Jess Anaya, who bought Temple Hadar Israel in New Castle, noted that “no structural changes were needed” in order to convert the building into one where his wife could practice occupational therapy, but synagogues do not always lend themselves so easily to other functions. “What do you do with a synagogue building?” Sheskin asked. “There is a limited number of things it could become. You generally have to find a school or church to buy it, and a lot of churches are closing, too.”
Temple B’nai Israel in Revere, Massachusetts, and St. Gerard’s Catholic Church and Rectory in Buffalo, New York, were both purchased by local Muslim communities and turned into mosques.

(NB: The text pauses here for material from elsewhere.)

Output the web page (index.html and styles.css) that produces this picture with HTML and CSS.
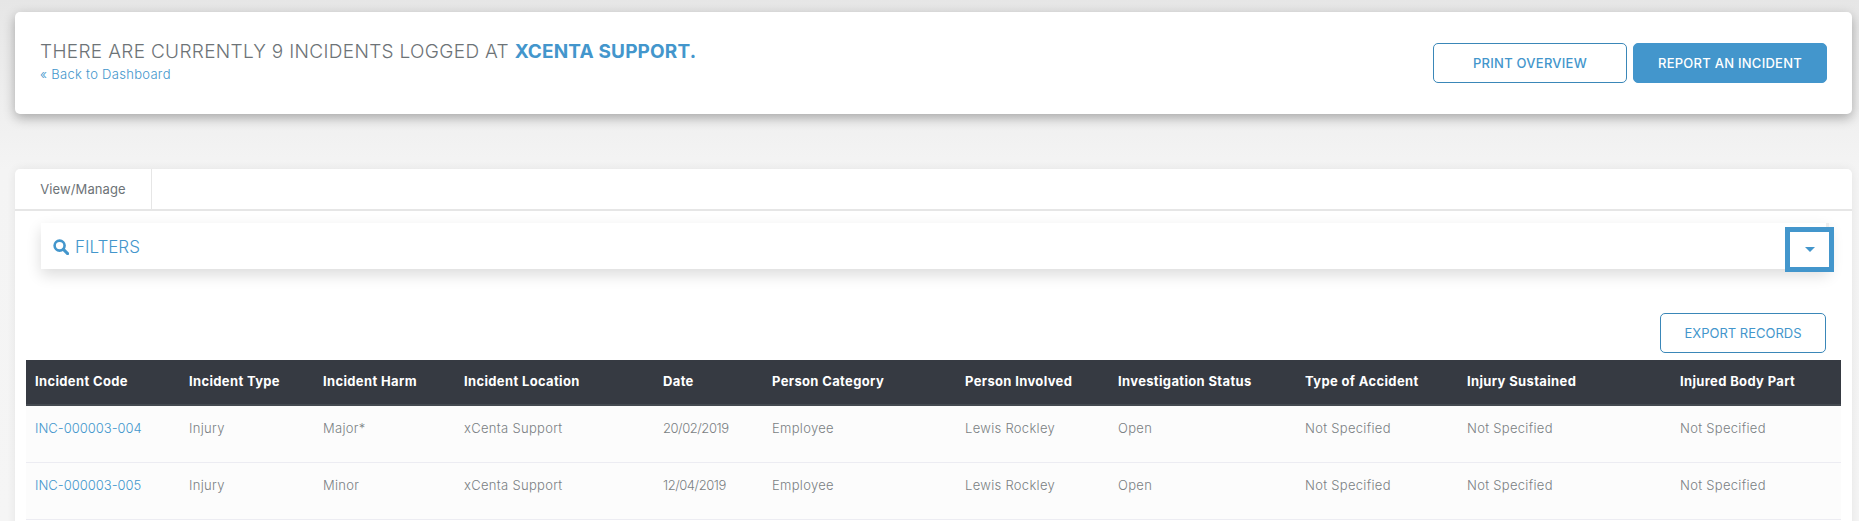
FILE: index.html
```html
<!DOCTYPE html>
<html lang="en">
<head>
  <meta charset="UTF-8">
  <meta name="viewport" content="width=device-width, initial-scale=1.0">
  <title>Incidents</title>
  <link rel="stylesheet" href="styles.css">
</head>
<body>
  <header class="summary">
    <div class="summary-text">
      <h1>There are currently 9 incidents logged at <strong>xCenta Support.</strong></h1>
      <a class="back" href="#">« Back to Dashboard</a>
    </div>
    <div class="actions">
      <a class="btn" href="#">Print Overview</a>
      <a class="btn btn-solid" href="#">Report an Incident</a>
    </div>
  </header>

  <section class="panel">
    <nav class="tabs">
      <a class="tab" href="#">View/Manage</a>
    </nav>
    <div class="panel-body">
      <div class="filters">
        <span class="filters-title">
          <svg class="search-icon" viewBox="0 0 16 16" width="16" height="16">
            <circle cx="6.6" cy="6.6" r="5" fill="none" stroke="currentColor" stroke-width="2.6"/>
            <line x1="10.4" y1="10.4" x2="14.6" y2="14.6" stroke="currentColor" stroke-width="3" stroke-linecap="round"/>
          </svg>
          Filters
        </span>
        <button class="filters-toggle" type="button" aria-label="Toggle filters"><span class="caret"></span></button>
      </div>
      <div class="table-tools">
        <a class="btn btn-export" href="#">Export Records</a>
      </div>
      <table class="records">
        <colgroup>
          <col class="c-code"><col class="c-type"><col class="c-harm"><col class="c-location"><col class="c-date"><col class="c-category"><col class="c-person"><col class="c-status"><col class="c-accident"><col class="c-injury"><col class="c-body">
        </colgroup>
        <thead>
          <tr>
            <th>Incident Code</th>
            <th>Incident Type</th>
            <th>Incident Harm</th>
            <th>Incident Location</th>
            <th>Date</th>
            <th>Person Category</th>
            <th>Person Involved</th>
            <th>Investigation Status</th>
            <th>Type of Accident</th>
            <th>Injury Sustained</th>
            <th>Injured Body Part</th>
          </tr>
        </thead>
        <tbody>
          <tr>
            <td><a class="code" href="#">INC-000003-004</a></td>
            <td>Injury</td>
            <td>Major*</td>
            <td>xCenta Support</td>
            <td class="date">20/02/2019</td>
            <td>Employee</td>
            <td>Lewis Rockley</td>
            <td>Open</td>
            <td>Not Specified</td>
            <td>Not Specified</td>
            <td>Not Specified</td>
          </tr>
          <tr>
            <td><a class="code" href="#">INC-000003-005</a></td>
            <td>Injury</td>
            <td>Minor</td>
            <td>xCenta Support</td>
            <td class="date">12/04/2019</td>
            <td>Employee</td>
            <td>Lewis Rockley</td>
            <td>Open</td>
            <td>Not Specified</td>
            <td>Not Specified</td>
            <td>Not Specified</td>
          </tr>
        </tbody>
      </table>
    </div>
  </section>
</body>
</html>
```

FILE: styles.css
```css
html, body {
  height: 521px;
  overflow: hidden;
}
body {
  margin: 0;
  padding: 12px 7px 0 15px;
  box-sizing: border-box;
  font-family: Inter, "Open Sans", sans-serif;
  font-weight: 300;
  color: #6d7377;
  background: linear-gradient(#e6e6e6 0, #f4f4f4 170px, #f5f5f5 100%);
}
a {
  color: #4396cc;
  text-decoration: none;
}

.summary {
  display: flex;
  justify-content: space-between;
  align-items: center;
  height: 102px;
  padding: 0 25px;
  box-sizing: border-box;
  background: #fff;
  border-radius: 5px;
  box-shadow: 0 4px 12px rgba(0, 0, 0, 0.3);
}
.summary-text {
  padding-bottom: 3px;
}
.summary h1 {
  margin: 0;
  font-size: 19px;
  font-weight: 300;
  letter-spacing: 0.33px;
  color: #6d7377;
  text-transform: uppercase;
}
.summary strong {
  font-weight: 700;
  letter-spacing: 0.15px;
  color: #4396cc;
}
.back {
  font-size: 13px;
  letter-spacing: 0.3px;
}
.actions {
  display: flex;
  gap: 6px;
}

.btn {
  display: block;
  width: 194px;
  height: 40px;
  box-sizing: border-box;
  border: 1px solid #3a87b8;
  border-radius: 5px;
  background: #fff;
  font-size: 13px;
  font-weight: 500;
  letter-spacing: 0.25px;
  line-height: 38px;
  text-align: center;
  text-transform: uppercase;
}
.btn-solid {
  background: #4396cc;
  border-color: #4396cc;
  color: #fff;
}
.btn-export {
  width: 166px;
  font-weight: 400;
  letter-spacing: 0;
}

.panel {
  margin-top: 55px;
  height: 400px;
  background: #fff;
  border-radius: 5px 5px 0 0;
  box-shadow: 0 0 10px rgba(0, 0, 0, 0.07);
}
.tabs {
  height: 42px;
  box-sizing: border-box;
  border-bottom: 2px solid #e6e6e6;
}
.tab {
  display: block;
  width: 137px;
  height: 41px;
  box-sizing: border-box;
  border-right: 1px solid #e6e6e6;
  font-size: 13px;
  font-weight: 400;
  letter-spacing: 0.1px;
  line-height: 41px;
  text-align: center;
  color: #6d7377;
}
.panel-body {
  padding: 12px 11px 0;
}

.filters {
  display: flex;
  justify-content: space-between;
  align-items: center;
  height: 46px;
  margin: 0 12px 0 15px;
  padding-left: 12px;
  background: #fff;
  border-right: 3px solid #eee;
  box-shadow: 0 6px 14px rgba(0, 0, 0, 0.14);
}
.filters-title {
  display: flex;
  align-items: center;
  gap: 6px;
  padding-top: 2px;
  font-size: 17px;
  color: #4396cc;
  text-transform: uppercase;
}
.search-icon {
  flex: none;
}
.filters-toggle {
  display: flex;
  align-items: center;
  justify-content: center;
  width: 49px;
  height: 45px;
  margin: 7px -8px 0 0;
  padding: 0;
  background: #fff;
  border: 5px solid #4396cc;
}
.caret {
  width: 0;
  height: 0;
  border-left: 5.5px solid transparent;
  border-right: 5.5px solid transparent;
  border-top: 5.5px solid #4396cc;
}

.table-tools {
  display: flex;
  justify-content: flex-end;
  margin: 44px 15px 7px 0;
}

.records {
  width: 100%;
  table-layout: fixed;
  border-collapse: collapse;
  font-size: 13px;
}
.c-code { width: 154px; }
.c-type { width: 134px; }
.c-harm { width: 141px; }
.c-location { width: 199px; }
.c-date { width: 109px; }
.c-category { width: 193px; }
.c-person { width: 153px; }
.c-status { width: 187px; }
.c-accident { width: 162px; }
.c-injury { width: 213px; }

.records th {
  height: 45px;
  box-sizing: border-box;
  padding: 0 0 2px 9px;
  background: #363a42;
  border-bottom: 2px solid #454a51;
  color: #fff;
  font-weight: 700;
  letter-spacing: 0.35px;
  text-align: left;
  white-space: nowrap;
}
.records td {
  height: 57px;
  box-sizing: border-box;
  padding: 0 0 12px 9px;
  background: #fcfcfc;
  border-bottom: 1px solid #ececf2;
  color: #7a7f83;
  letter-spacing: 0.3px;
}
.records td.date {
  letter-spacing: -0.45px;
}
.code {
  letter-spacing: 0;
}
```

The sale in Buffalo to Ammar Shaibi and two financial backers took some time to complete, as legal challenges from area Catholics prolonged the process. The purchase of the synagogue in Revere went off without a hitch. “We were delighted to sell the building to people who would use it as a house of worship,” said Debby Cherry, the last president of the temple, which now belongs to the Bosniak Society of Boston. “Bosnians have had a similar experience to the Jews, being persecuted and forced to leave their homeland and go somewhere else.”

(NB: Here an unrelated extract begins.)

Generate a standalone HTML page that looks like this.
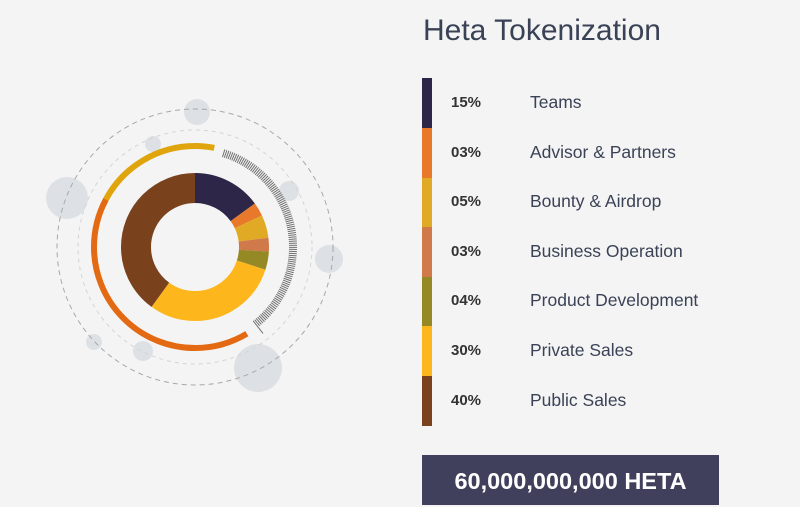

This phenomenon isn’t unique to the United States. In 2016, a synagogue in Marseille was converted into a mosque, while another in Trnava, Slovakia, was transformed into a coffee shop in 2018. Yet others in Krakow and Warsaw have become nightclubs. Back in the United States, Protestant churches in Pittsburgh, Pennsylvania, and Youngstown, Ohio, have been turned into breweries—the one in Pittsburgh is called the Church Brew Works. Where a sign once announced times of worship there is now the company’s motto: “On the Eighth Day, Man Created Beer.” One can find old churches that have become taverns all across the country.

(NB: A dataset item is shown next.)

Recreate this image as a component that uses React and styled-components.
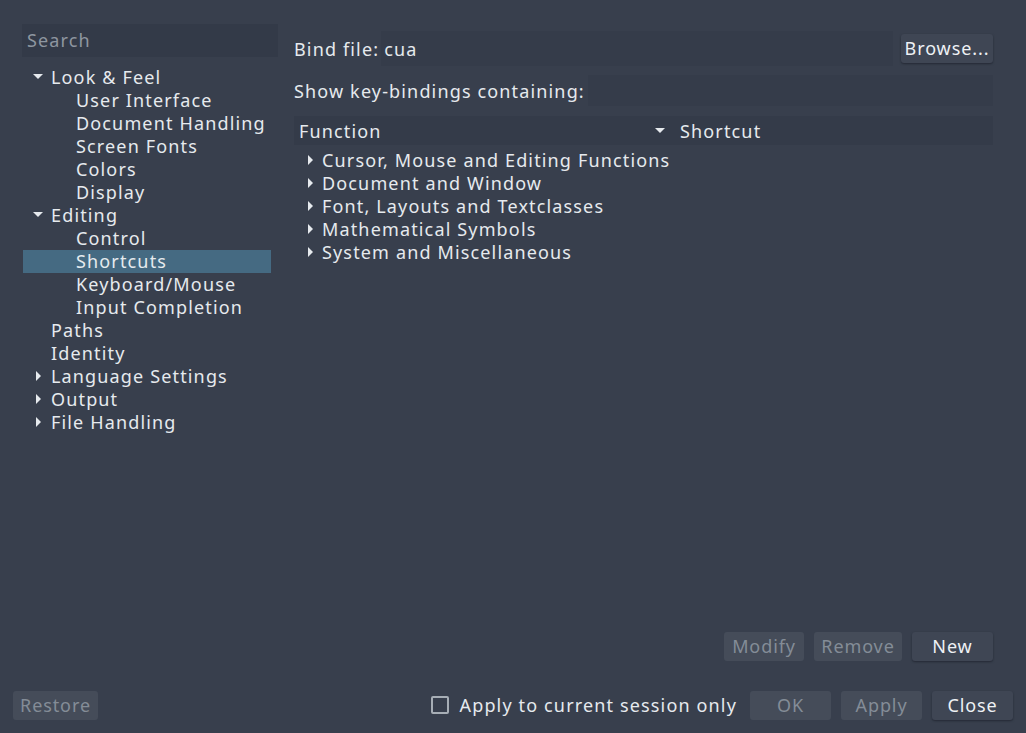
import React from "react";
import styled, { createGlobalStyle } from "styled-components";

const Global = createGlobalStyle`
  html, body { margin: 0; padding: 0; background: #383f4d; }
  body { font-family: "Noto Sans", "DejaVu Sans", sans-serif; color: #e6eaee; }
  * { box-sizing: border-box; }
`;

const Window = styled.div`
  width: 1026px;
  height: 733px;
  background: #383f4d;
  display: flex;
  flex-direction: column;
  font-size: 18px;
  letter-spacing: 1.15px;
  line-height: 22px;
  overflow: hidden;
`;

const Main = styled.div`
  flex: 1;
  display: flex;
  gap: 16px;
  padding: 24px 33px 0 22px;
  min-height: 0;
`;

const Sidebar = styled.div`
  width: 256px;
  display: flex;
  flex-direction: column;
  gap: 9px;
`;

const SearchBox = styled.div`
  height: 33px;
  background: #333a48;
  color: #8e96a0;
  padding: 0 5px 2px;
  display: flex;
  align-items: center;
`;

const Tree = styled.div`
  display: flex;
  flex-direction: column;
`;

const TreeRow = styled.div`
  height: 23px;
  width: 248px;
  margin-left: 1px;
  display: flex;
  align-items: center;
  padding-left: ${(p) => p.$indent}px;
  padding-bottom: 1px;
  background: ${(p) => (p.$selected ? "#456a82" : "transparent")};
  white-space: nowrap;
`;

const Arrow = styled.span`
  width: 14px;
  display: inline-flex;
  justify-content: center;
  align-items: center;
  margin-right: ${(p) => p.$gap ?? 6}px;
  svg { display: block; }
`;

const Content = styled.div`
  flex: 1;
  display: flex;
  flex-direction: column;
`;

const FormRow = styled.div`
  display: flex;
  align-items: center;
  height: ${(p) => p.$h}px;
  margin-top: ${(p) => p.$mt || 0}px;
`;

const Label = styled.span`
  white-space: nowrap;
  margin-right: ${(p) => p.$mr ?? 3}px;
`;

const Field = styled.div`
  flex: 1;
  align-self: stretch;
  background: #353c4a;
  display: flex;
  align-items: center;
  padding: 0 3px;
  margin-right: ${(p) => p.$mr || 0}px;
`;

const Button = styled.div`
  height: 29px;
  width: ${(p) => p.$w}px;
  border-radius: 3px;
  display: flex;
  align-items: center;
  justify-content: center;
  padding-bottom: 2px;
  letter-spacing: 0.9px;
  background: ${(p) => (p.$disabled ? "#454c59" : "#3f4654")};
  color: ${(p) => (p.$disabled ? "#848c97" : "#eef1f4")};
  box-shadow: ${(p) => (p.$disabled ? "none" : "0 1px 2px rgba(20,24,32,0.55)")};
  flex-shrink: 0;
`;

const Header = styled.div`
  height: 29px;
  margin-top: 10px;
  padding-top: 1px;
  background: #343b49;
  display: flex;
  align-items: center;
`;

const HeaderCell = styled.div`
  width: ${(p) => p.$w}px;
  padding-left: ${(p) => p.$pl}px;
  display: flex;
  align-items: center;
  justify-content: space-between;
  padding-right: ${(p) => p.$pr || 0}px;
`;

const Groups = styled.div`
  display: flex;
  flex-direction: column;
  margin-top: 3px;
`;

const GroupRow = styled.div`
  height: 23px;
  display: flex;
  align-items: center;
  padding-left: 9px;
  white-space: nowrap;
`;

const Spacer = styled.div`
  flex: 1;
`;

const ButtonRow = styled.div`
  display: flex;
  justify-content: flex-end;
  gap: ${(p) => p.$gap || 10}px;
`;

const Footer = styled.div`
  display: flex;
  align-items: center;
  padding: 0 13px;
  margin: 30px 0 13px;
  height: 29px;
`;

const CheckLabel = styled.label`
  display: flex;
  align-items: center;
  margin-right: 13px;
  white-space: nowrap;
  padding-bottom: 2px;
`;

const Box = styled.span`
  width: 18px;
  height: 18px;
  border: 2px solid #a7aeb6;
  border-radius: 2px;
  margin-right: 11px;
`;

const Down = () => (
  <svg width="10" height="6" viewBox="0 0 10 6"><path d="M0 0 L10 0 L5 5 Z" fill="#e6eaee" /></svg>
);
const Right = () => (
  <svg width="5" height="10" viewBox="0 0 5 10"><path d="M0 0 L5 5 L0 10 Z" fill="#e6eaee" /></svg>
);

const tree = [
  { t: "Look & Feel", a: "down" },
  { t: "User Interface", c: true },
  { t: "Document Handling", c: true },
  { t: "Screen Fonts", c: true },
  { t: "Colors", c: true },
  { t: "Display", c: true },
  { t: "Editing", a: "down" },
  { t: "Control", c: true },
  { t: "Shortcuts", c: true, s: true },
  { t: "Keyboard/Mouse", c: true },
  { t: "Input Completion", c: true },
  { t: "Paths" },
  { t: "Identity" },
  { t: "Language Settings", a: "right" },
  { t: "Output", a: "right" },
  { t: "File Handling", a: "right" },
];

const groups = [
  "Cursor, Mouse and Editing Functions",
  "Document and Window",
  "Font, Layouts and Textclasses",
  "Mathematical Symbols",
  "System and Miscellaneous",
];

export default function App() {
  return (
    <Window>
      <Global />
      <Main>
        <Sidebar>
          <SearchBox>Search</SearchBox>
          <Tree>
            {tree.map((r) => (
              <TreeRow key={r.t} $indent={r.c ? 53 : 8} $selected={r.s}>
                {!r.c && (
                  <Arrow $gap={6}>{r.a === "down" ? <Down /> : r.a === "right" ? <Right /> : null}</Arrow>
                )}
                {r.t}
              </TreeRow>
            ))}
          </Tree>
        </Sidebar>
        <Content>
          <FormRow $h={35} $mt={7}>
            <Label $mr={2}>Bind file:</Label>
            <Field $mr={8}>cua</Field>
            <Button $w={92}>Browse...</Button>
          </FormRow>
          <FormRow $h={31} $mt={9}>
            <Label $mr={3}>Show key-bindings containing:</Label>
            <Field />
          </FormRow>
          <Header>
            <HeaderCell $w={381} $pl={5} $pr={10}>
              <span>Function</span>
              <Down />
            </HeaderCell>
            <HeaderCell $w={300} $pl={5}>
              <span>Shortcut</span>
            </HeaderCell>
          </Header>
          <Groups>
            {groups.map((g) => (
              <GroupRow key={g}>
                <Arrow $gap={5}><Right /></Arrow>
                {g}
              </GroupRow>
            ))}
          </Groups>
          <Spacer />
          <ButtonRow $gap={10}>
            <Button $w={80} $disabled>Modify</Button>
            <Button $w={88} $disabled>Remove</Button>
            <Button $w={81}>New</Button>
          </ButtonRow>
        </Content>
      </Main>
      <Footer>
        <Button $w={85} $disabled>Restore</Button>
        <Spacer />
        <CheckLabel>
          <Box />
          Apply to current session only
        </CheckLabel>
        <ButtonRow $gap={10}>
          <Button $w={81} $disabled>OK</Button>
          <Button $w={81} $disabled>Apply</Button>
          <Button $w={81}>Close</Button>
        </ButtonRow>
      </Footer>
    </Window>
  );
}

Churches and synagogues don’t disappear in one day. Their congregations dwindle slowly over the course of years, even decades. This means they have plenty of time to plan. In 2013, the leadership group at Temple B’nai Israel realized that the synagogue was not sustainable. More than thirty years earlier, it had gone from having a full-time rabbi to having only a part-time rabbi. Later, it went from having a rabbi to having a rabbinical student from Hebrew College in Newton. (Some other synagogues forgo the rabbi altogether and just rely on laymen leading worship services.) In August 2017, temple leaders contacted the Georgia-based Jewish Community Legacy Project, which was founded in 2010 and has worked with 335 congregations over the past fifteen years. The Legacy Project does what might be considered estate planning for synagogues, helping them dispose of assets, sell property, and use whatever money remains to maintain a such things as cemeteries. “The idea,” said Noah Levine, the founder of the Legacy Project, “is that a synagogue may close but the legacy of the building and congregation will live on.”
The Legacy Project set up a to-do list for B’nai Israel, which included placing sacred objects in other synagogues. One of the synagogue’s Torahs went to a former B’nai Israel rabbi who worked in Washington D.C., while another went to a synagogue in Kenya. Prayer books, pews, and the mantel and ark were sent to Jewish congregations that didn’t have these things. After the sale of the temple was complete, the money went to an endowment that provides funding for “Jewish organizations, women’s organizations, organizations that help children,” Cherry said. The building may be gone, but community’s legacy lives on.